It’s strange that something I have puzzled over for fifty years should suddenly come clear to me now, simply because it was someone else who asked me the question. It has happened to me often, however: I’ve pondered something for years, but only when the same question was put to me by someone else did I suddenly know the solution.

In this case, it was something my Guru said to me at least twice, and perhaps three times: “After I am gone, the monks must live in separate colonies from the women renunciates.” Later I discovered he had not said this to the women, who were in fact running things. Why, I asked myself, would he say something so important to the future of his work only to me? Granted, I was in charge of the monks, but my responsibility at the time spread no further than that. In later years, my concern for finding a separate piece of property on Mount Washington was even turned against me by Mrinalini Mata who wrote the other directors in support of my ouster from SRF, “I always felt that Kriyananda’s desire to find a separate property was because he wanted to get the monks out from under Daya Mata’s control.”

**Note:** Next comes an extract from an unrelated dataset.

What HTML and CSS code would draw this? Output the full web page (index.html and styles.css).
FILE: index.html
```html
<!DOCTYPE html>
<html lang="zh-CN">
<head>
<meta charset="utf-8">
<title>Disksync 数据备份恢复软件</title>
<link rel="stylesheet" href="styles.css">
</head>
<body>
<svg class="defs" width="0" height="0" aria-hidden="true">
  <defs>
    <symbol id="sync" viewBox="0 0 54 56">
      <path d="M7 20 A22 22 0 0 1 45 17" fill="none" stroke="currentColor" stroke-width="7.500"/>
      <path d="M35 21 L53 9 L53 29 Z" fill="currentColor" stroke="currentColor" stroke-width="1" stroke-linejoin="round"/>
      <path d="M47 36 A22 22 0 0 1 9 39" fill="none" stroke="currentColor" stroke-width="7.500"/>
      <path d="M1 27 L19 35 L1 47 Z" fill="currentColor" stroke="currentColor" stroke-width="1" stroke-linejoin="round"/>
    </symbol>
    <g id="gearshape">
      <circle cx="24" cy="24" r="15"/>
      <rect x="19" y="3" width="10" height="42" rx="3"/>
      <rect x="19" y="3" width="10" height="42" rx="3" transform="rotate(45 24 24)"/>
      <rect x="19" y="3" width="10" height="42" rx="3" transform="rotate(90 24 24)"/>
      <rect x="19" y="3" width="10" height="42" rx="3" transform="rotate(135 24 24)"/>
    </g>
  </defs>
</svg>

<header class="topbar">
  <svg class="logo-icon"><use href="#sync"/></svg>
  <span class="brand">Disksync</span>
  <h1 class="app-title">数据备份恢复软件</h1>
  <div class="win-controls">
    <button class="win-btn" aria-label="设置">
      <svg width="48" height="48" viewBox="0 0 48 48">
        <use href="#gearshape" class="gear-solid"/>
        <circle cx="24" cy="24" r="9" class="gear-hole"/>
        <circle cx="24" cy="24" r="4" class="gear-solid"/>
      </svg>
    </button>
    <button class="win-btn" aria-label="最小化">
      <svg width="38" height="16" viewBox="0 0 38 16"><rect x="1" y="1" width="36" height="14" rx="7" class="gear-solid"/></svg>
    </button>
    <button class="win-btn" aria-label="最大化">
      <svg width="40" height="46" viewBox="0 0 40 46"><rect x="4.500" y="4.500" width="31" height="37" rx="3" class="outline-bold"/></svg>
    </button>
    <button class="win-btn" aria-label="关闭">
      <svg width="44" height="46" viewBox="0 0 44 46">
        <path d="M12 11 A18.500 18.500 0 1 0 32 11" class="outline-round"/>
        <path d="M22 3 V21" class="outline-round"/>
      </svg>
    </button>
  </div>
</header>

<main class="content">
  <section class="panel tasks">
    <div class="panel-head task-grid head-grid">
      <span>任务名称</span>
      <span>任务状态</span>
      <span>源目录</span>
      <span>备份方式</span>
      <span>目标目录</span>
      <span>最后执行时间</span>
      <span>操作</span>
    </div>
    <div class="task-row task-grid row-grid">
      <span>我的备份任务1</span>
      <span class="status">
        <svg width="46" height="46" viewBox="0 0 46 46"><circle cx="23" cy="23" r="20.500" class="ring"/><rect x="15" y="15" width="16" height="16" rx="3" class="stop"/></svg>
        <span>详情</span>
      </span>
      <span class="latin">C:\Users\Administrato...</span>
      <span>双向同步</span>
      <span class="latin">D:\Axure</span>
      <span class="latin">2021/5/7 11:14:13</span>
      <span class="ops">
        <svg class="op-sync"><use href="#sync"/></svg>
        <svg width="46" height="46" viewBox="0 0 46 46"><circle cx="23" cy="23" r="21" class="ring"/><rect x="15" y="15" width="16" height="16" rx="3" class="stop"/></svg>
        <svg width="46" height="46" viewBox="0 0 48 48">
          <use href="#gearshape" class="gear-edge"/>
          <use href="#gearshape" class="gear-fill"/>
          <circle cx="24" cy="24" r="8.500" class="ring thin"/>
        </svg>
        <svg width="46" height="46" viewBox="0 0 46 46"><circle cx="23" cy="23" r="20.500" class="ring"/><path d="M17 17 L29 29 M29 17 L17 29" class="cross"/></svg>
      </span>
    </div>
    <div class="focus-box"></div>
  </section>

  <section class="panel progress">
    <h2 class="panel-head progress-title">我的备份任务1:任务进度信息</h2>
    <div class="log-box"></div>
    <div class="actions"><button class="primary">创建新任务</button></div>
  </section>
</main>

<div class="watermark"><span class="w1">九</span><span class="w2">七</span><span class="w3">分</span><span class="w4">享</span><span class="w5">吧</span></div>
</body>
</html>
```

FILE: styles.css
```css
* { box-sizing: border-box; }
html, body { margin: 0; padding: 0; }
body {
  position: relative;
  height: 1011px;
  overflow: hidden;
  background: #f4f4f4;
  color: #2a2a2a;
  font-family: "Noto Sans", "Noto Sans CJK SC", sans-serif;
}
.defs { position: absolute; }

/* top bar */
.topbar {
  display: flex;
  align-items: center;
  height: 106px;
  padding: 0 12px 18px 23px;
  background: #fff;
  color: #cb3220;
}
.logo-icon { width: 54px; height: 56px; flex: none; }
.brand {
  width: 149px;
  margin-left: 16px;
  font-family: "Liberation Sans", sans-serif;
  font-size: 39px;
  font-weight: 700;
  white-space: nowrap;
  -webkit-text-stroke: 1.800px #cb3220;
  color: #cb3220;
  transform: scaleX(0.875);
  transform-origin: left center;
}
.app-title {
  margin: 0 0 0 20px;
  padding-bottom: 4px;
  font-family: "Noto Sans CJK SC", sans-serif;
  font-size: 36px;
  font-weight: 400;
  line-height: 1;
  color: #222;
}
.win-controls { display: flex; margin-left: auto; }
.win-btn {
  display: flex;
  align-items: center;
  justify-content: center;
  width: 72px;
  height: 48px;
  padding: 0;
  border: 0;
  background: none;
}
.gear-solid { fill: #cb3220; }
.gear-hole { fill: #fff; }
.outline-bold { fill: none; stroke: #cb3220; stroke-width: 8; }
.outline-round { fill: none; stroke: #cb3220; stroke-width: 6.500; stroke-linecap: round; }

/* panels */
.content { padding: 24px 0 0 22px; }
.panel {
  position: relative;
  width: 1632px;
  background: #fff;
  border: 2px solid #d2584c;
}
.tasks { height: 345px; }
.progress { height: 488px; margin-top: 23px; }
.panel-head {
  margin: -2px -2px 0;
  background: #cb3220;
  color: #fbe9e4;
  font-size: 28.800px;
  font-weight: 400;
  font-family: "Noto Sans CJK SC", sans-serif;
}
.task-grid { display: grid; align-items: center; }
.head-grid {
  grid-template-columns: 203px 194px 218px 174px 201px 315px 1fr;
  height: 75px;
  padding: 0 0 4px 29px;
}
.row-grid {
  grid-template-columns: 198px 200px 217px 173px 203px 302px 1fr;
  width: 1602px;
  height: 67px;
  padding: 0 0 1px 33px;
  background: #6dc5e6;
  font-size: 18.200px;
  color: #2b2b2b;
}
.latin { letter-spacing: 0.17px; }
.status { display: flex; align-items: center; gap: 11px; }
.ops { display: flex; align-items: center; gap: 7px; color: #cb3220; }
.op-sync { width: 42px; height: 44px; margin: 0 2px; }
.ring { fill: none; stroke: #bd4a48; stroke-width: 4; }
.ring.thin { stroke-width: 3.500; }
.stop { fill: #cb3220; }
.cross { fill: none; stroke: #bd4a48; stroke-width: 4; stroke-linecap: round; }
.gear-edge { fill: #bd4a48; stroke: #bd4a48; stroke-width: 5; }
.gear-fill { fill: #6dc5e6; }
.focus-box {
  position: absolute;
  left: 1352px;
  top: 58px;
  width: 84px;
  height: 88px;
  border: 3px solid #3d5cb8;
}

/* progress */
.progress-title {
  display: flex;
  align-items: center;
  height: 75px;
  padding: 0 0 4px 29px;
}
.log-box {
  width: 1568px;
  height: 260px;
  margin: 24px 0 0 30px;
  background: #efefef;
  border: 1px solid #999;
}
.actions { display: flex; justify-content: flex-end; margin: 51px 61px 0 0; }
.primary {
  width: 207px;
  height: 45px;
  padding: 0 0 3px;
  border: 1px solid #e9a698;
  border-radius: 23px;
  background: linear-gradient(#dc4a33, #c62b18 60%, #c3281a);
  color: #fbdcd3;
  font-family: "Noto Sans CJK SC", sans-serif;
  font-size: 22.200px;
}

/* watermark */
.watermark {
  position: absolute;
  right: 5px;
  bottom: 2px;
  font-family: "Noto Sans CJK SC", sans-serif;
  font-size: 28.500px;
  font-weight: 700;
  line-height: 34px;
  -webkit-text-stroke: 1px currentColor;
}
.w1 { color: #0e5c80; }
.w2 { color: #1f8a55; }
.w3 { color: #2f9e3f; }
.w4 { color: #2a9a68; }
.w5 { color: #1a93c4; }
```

Why did Master tell me, but not Daya Mata? My puzzlement regarding Master’s words was increased by the fact that Señor Cuaron, our center leader and representative in Mexico, told me once during a visit, “Master said to me yesterday, ‘I see you in a building down on the corner of the property on Mount Washington.’” This was where San Rafael Avenue meets Rome Drive. Here, in later years, the monks’ ashram was constructed.

Why, I asked myself, had Master insisted to me so strongly that the monks must live altogether separately from the women, then not tell anyone else, especially the women in charge, that this was his wish? And why would he then tell Mr. Cuaron he saw him in another building on the Mount Washington property, a building which he must have known would be the monks’ ashram?

A friend recently put this question to me, motivating me to put it to Master in meditation. Instantly the answer came: “Because I wanted you to think of yourself as working separately from the women directors! You could never have done the work you have done, except independently of them.”

One naturally wonders why he didn’t simply come out and tell me so. It was necessary, however, that the karmic pattern follow its own course. I often found in his guidance that he gave only subtle hints of his deeper meaning. My service to him would not have worked out as it did, had I known his intentions from the start. I am grateful, though, for what he did state clearly at the time. I might have lacked the courage to think as independently as I did, had it not been for those words of his to me.